Add up all the challenges facing Tesla and the mood among analysts and investors is clearly sounding more bullish in the wake of Wednesday’s unexpectedly deep loss – the second quarter in a row that the carmaker fell short of the consensus forecast, according to Refinitiv.

“We do not believe the next two quarters revenue will grow either from second-quarter levels or on a year-on-year basis,” RBC analyst Joseph Spak wrote investors after the earnings announcement. “In fact, we don’t see revenue returning to near second-quarter levels until the third quarter of 2020. So growth is likely to be on hiatus and we don’t believe the valuation reflects this.”

Tesla shares hit a peak for the year of $347.31 on Jan. 17 – and a 52-week high of $387.46 last August. While shares have clearly rebounded from the lows set in mid-June, when the stock tumbled to a 52-week low of $176.99, the numbers have fallen below $230 in trading Thursday.
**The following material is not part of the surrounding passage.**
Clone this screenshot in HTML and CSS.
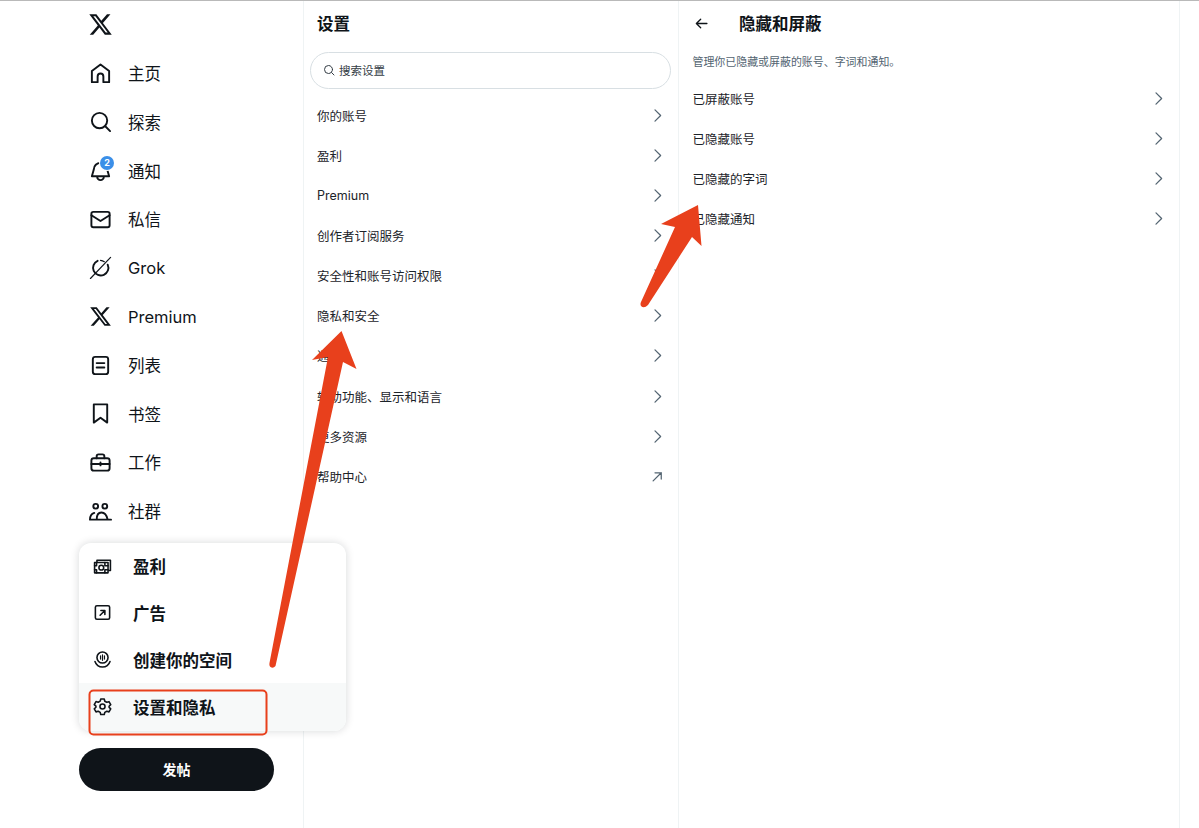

But Spak expects shares could sink to $190.

“Tesla took a step in the right direction with a strong delivery number on Model 3 success, however the soft gross margin profile will be a gut punch to the bulls hoping for much needed good news on this front,” said Daniel Ives, an analyst with Wedbush.

Tesla has had a history of delivering surprises, as it did with two consecutive quarterly profits during the second half of 2018. But despite CEO Musk’s upbeat predictions, it’s hard to find many observers now willing to believe he has another rabbit hidden in his hat ready to make its surprise appearance in the quarters to come.